Proof of theorem 5.3

Proof

Here we give only the technical details for the argument showing SC-Voting satisfies Symmetry, since the results for the other axioms were given in the main text.

Symmetry. Since Voting satisfies Symmetry, it is clear that $f_1 \preceq _N^{T^{SCV}} f_2$ iff $\pi (f_1) \preceq _{\pi (N)}^{T^{SCV}} \pi (f_2)$ for any equivalent networks N and $\pi (N)$. We need to show that $s_1 \sqsubseteq _N^{T^{SCV}} s_2$ iff $\pi (s_1) \sqsubseteq _{\pi (N)}^{T^{SCV}} \pi (s_2)$.

First we will show that $\mathrel {\lhd }_N$ and $\mathrel {\lhd }_{\pi (N)}$ have a similar symmetry property: $s_1 \mathrel {\lhd }_N s_2$ iff $\pi (s_1) \mathrel {\lhd }_{\pi (N)} \pi (s_2)$. Indeed, suppose $s_1 \mathrel {\lhd }_N s_2$. Then there is a bijection $\varphi : \mathsf {facts}_N(s_1) \rightarrow \mathsf {facts}_N(s_2)$ with $f \preceq _N^{T^{SCV}} \varphi (f)$, and there is some ${\hat{f}}$ with ${\hat{f}} \prec _N^{T^{SCV}} \varphi ({\hat{f}})$.

It can be seen that $\pi$ restricted to $\mathsf {facts}_N(s_i)$ is a bijection into $\mathsf {facts}_{\pi (N)}(\pi (s_i))$. Let $\pi _1$ and $\pi _2$ denote these restrictions for $i=1, 2$ respectively.
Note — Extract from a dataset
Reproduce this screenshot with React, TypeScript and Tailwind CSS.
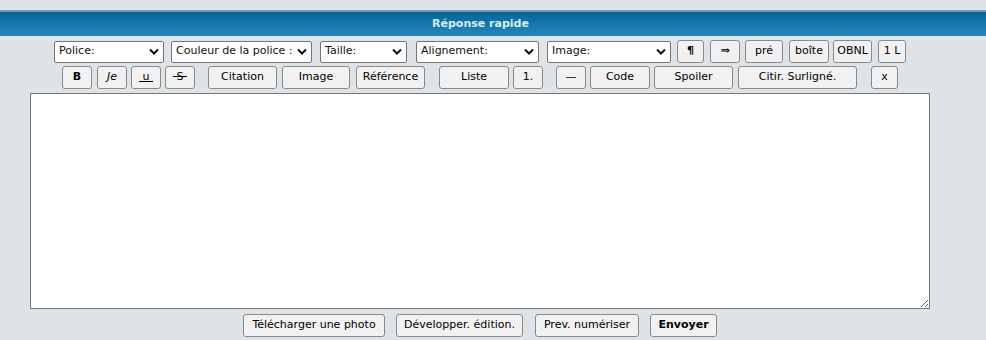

Set $\theta = \pi _2 \circ \varphi \circ \pi _1^{-1}$, so that $\theta$ maps $\mathsf {facts}_{\pi (N)}(\pi (s_1))$ into $\mathsf {facts}_{\pi (N)}(\pi (s_2))$. As a composition of bijections, $\theta$ is itself bijective.

Let $g \in \mathsf {facts}_{\pi (N)}(\pi (s_1))$. Write $f = \pi _1^{-1}(g) \in \mathsf {facts}_N(s_1)$. By the property of $\varphi$, we have

$$\begin{aligned} f \preceq _N^{T^{SCV}} \varphi (f) \end{aligned}$$

By the symmetry property of the fact-ranking (which follows from symmetry of Voting), we can apply $\pi$ to the above to get

$$\begin{aligned} \pi (f) \preceq _{\pi (N)}^{T^{SCV}} \pi (\varphi (f)) \end{aligned}$$

Since $f \in \mathsf {facts}_N(s_1)$ and $\varphi (f) \in \mathsf {facts}_N(s_2)$, we have $\pi (f) = \pi _1(f)$ and $\pi (\varphi (f)) = \pi _2(\varphi (f))$. Using this fact in the above inequality and recalling $f = \pi ^{-1}(g)$ we get

$$\begin{aligned} g = \pi _1(f) = \pi (f) \preceq _{\pi (N)}^{T^{SCV}} \pi (\varphi (f)) = \pi _2(\varphi (f)) = \pi _2(\varphi (\pi _1^{-1}(g))) = \theta (g) \end{aligned}$$

i.e. $g \preceq _{\pi (N)}^{T^{SCV}} \theta (g)$. Applying the same argument with ${\hat{g}} = \pi _1^{-1}({\hat{f}})$ we get ${\hat{g}} \prec _{\pi (N)}^{T^{SCV}} \theta ({\hat{g}})$.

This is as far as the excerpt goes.